The counter canter is introduced at First Level Test 3 in Dressage, with a Single Loop to X at the canter and at Level 1 Test 4 in Western Dressage, with a  One Loop 5m off the track at the lope.  In subsequent levels it becomes more challenging and complex. To ride the counter canter well, the rider needs to have a good quality canter, be able to control the horse’s shoulders and hindquarters, and use the appropriate aids for the desired lead and bend. The counter canter should look balanced, rhythmic, and smooth, not like the horse is cantering on the wrong lead or falling over his outside shoulder.

Your horse is ready for the counter canter when you have a quality working canter.


·       Does your horse have a good 3 beat canter?

·       Does your horse canter on the proper lead in the corner and in a straight line?

·       Does your horse’s hind leg come under the body toward the center of balance?

·       Can your horse lengthen and shorten in the canter?

·       Can your horse do a nice clean walk to canter transition?

·       Can your horse do a 10-meter circle at the canter, in both directions?


The aids for counter canter on the right rein are:

·        Left leg on the girth for bend and impulsion

·        Right leg behind the girth to control the hindquarters

·        Left rein to indicate direction and bend

·        Right rein to control the pace and degree of bend -Balance

·        Sit centrally, with more weight on the seat bone of the leading leg side. You may need to move the hip forward on the leading side if your horse finds it difficult at first.

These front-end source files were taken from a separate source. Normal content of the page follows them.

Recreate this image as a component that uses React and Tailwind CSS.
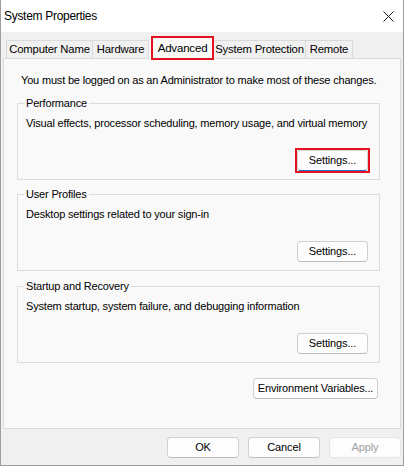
import React from 'react';

const font = { fontFamily: '"Liberation Sans", Arial, sans-serif' };

function WinButton({ children, className = '', disabled = false, focused = false }) {
  return (
    <button
      className={
        'h-[21px] rounded-[4px] border text-[11px] tracking-[-0.15px] leading-none whitespace-nowrap bg-[#fdfdfd] ' +
        (disabled
          ? 'border-[#e5e5e5] text-[#a0a0a0] bg-[#fbfbfb] '
          : focused
          ? 'border-[#d4d4d4] border-b-[#1f6fd0] text-black '
          : 'border-[#d0d0d0] border-b-[#bdbdbd] text-black ') +
        className
      }
    >
      {children}
    </button>
  );
}

function GroupBox({ title, text, highlight = false, className = '' }) {
  return (
    <div className={'flex flex-col border border-[#dcdcdc] w-[363px] ' + className}>
      <span className="-mt-[9px] ml-[6px] self-start px-[2px] bg-[#f9f9f9] h-[16px] leading-[16px]">
        {title}
      </span>
      <p className="mt-[4px] pl-[8px] h-[16px] leading-[16px]">{text}</p>
      <div className="flex justify-end mt-[19px] pr-[11px] pb-[8px]">
        {highlight ? (
          <div className="border-2 border-[#e4121f] -my-[2px] -mr-[2px]">
            <WinButton focused className="w-[71px] block">Settings...</WinButton>
          </div>
        ) : (
          <WinButton className="w-[71px]">Settings...</WinButton>
        )}
      </div>
    </div>
  );
}

export default function App() {
  const tabs = [
    { label: 'Computer Name', w: 'w-[87px]' },
    { label: 'Hardware', w: 'w-[57px]' },
    { label: 'Advanced', w: 'w-[65px]', active: true },
    { label: 'System Protection', w: 'w-[93px]' },
    { label: 'Remote', w: 'w-[48px]' },
  ];

  return (
    <div
      style={font}
      className="w-[404px] h-[466px] flex flex-col bg-[#f0f0f0] border-x border-b border-[#9e9e9e] text-[11px] tracking-[-0.18px] text-black whitespace-nowrap overflow-hidden"
    >
      {/* Title bar */}
      <div className="h-[32px] bg-white flex items-center justify-between shrink-0">
        <span className="pl-[3px] text-[12px] tracking-[-0.3px]">System Properties</span>
        <svg className="mr-[9px]" width="11" height="11" viewBox="0 0 11 11">
          <path d="M0.5 0.5L10.5 10.5M10.5 0.5L0.5 10.5" stroke="#1a1a1a" strokeWidth="1" />
        </svg>
      </div>

      <div className="flex flex-col px-[2px]">
        {/* Tabs */}
        <div className="flex items-end h-[26px] pl-[3px] relative z-10">
          {tabs.map((t) =>
            t.active ? (
              <div
                key={t.label}
                className={t.w + ' relative h-[22px] -mb-px bg-[#f9f9f9] flex items-start justify-center pt-[3px]'}
              >
                <span className="pl-[2px] text-[11.5px]">{t.label}</span>
                <span className="absolute left-[2px] right-0 -top-px -bottom-px border-2 border-[#e4121f]" />
              </div>
            ) : (
              <div
                key={t.label}
                className={t.w + ' h-[18px] border border-b-0 border-[#dadada] bg-[#f0f0f0] flex items-center justify-center -ml-px first:ml-0 text-[11.3px]'}
              >
                {t.label}
              </div>
            )
          )}
        </div>

        {/* Panel */}
        <div className="h-[371px] border border-[#dadada] bg-[#f9f9f9] flex flex-col px-[13px] pt-[13px]">
          <p className="pl-[4px] leading-[16px]">
            You must be logged on as an Administrator to make most of these changes.
          </p>
          <GroupBox
            className="mt-[15px]"
            title="Performance"
            text="Visual effects, processor scheduling, memory usage, and virtual memory"
            highlight
          />
          <GroupBox className="mt-[14px]" title="User Profiles" text="Desktop settings related to your sign-in" />
          <GroupBox
            className="mt-[15px]"
            title="Startup and Recovery"
            text="System startup, system failure, and debugging information"
          />
          <div className="flex justify-end w-[363px] pr-[2px] mt-[15px]">
            <WinButton className="w-[125px]">Environment Variables...</WinButton>
          </div>
        </div>

        {/* Bottom buttons */}
        <div className="flex justify-end gap-[9px] mt-[8px]">
          <WinButton className="w-[72px]">OK</WinButton>
          <WinButton className="w-[72px]">Cancel</WinButton>
          <WinButton className="w-[72px]" disabled>Apply</WinButton>
        </div>
      </div>
    </div>
  );
}
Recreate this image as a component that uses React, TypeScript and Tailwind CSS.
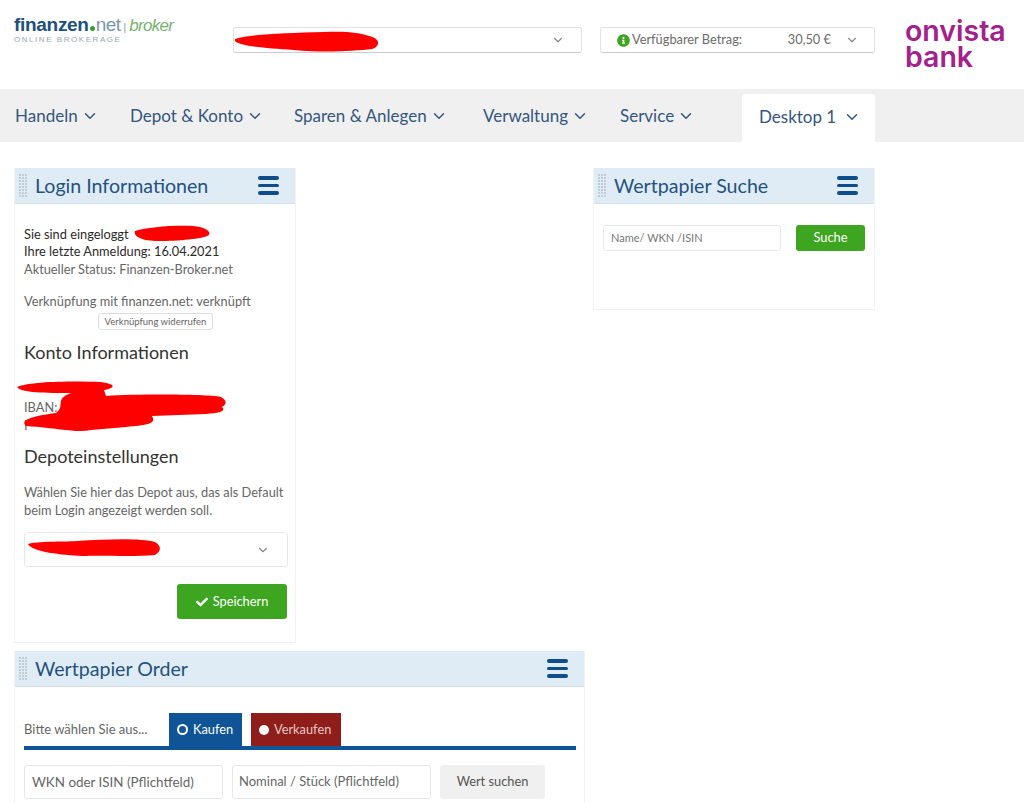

Exercises to introduce the counter canter:

At the canter go around the corner to the long side and go out from the rail into the quarter line, then ride straight. Practice this a few times in each direction. Once you can do that successfully, then ride to the quarter, go straight, and return to the rail maintaining the lead: H-K and M-F. Once you can do that successfully then ride from the rail into the centerline and back to the rail, completing a shallow loop serpentine in counter canter:  F-X-M and K-X-H. It is important that you always practice on each side to keep your horse equal and straight through his body.



If your horse wants to break, go into a 10-meter circle, and return to where your horse broke and finish the loop.

First Level

Test 3


Breaking into trot, changing the canter lead and swinging the quarters in or out are all signs that the horse isn’t balanced, so consider a shallower loop or revisiting the exercise when the horse’s balance is more established.


Always keep the loops shallow to begin with and build up the difficulty gradually as the horse progresses.


The horse should remain up in the poll and straight through their body in the counter-canter.


Be sure to reward your horse, as sometimes the horse does not understand why you want him to canter on the incorrect lead.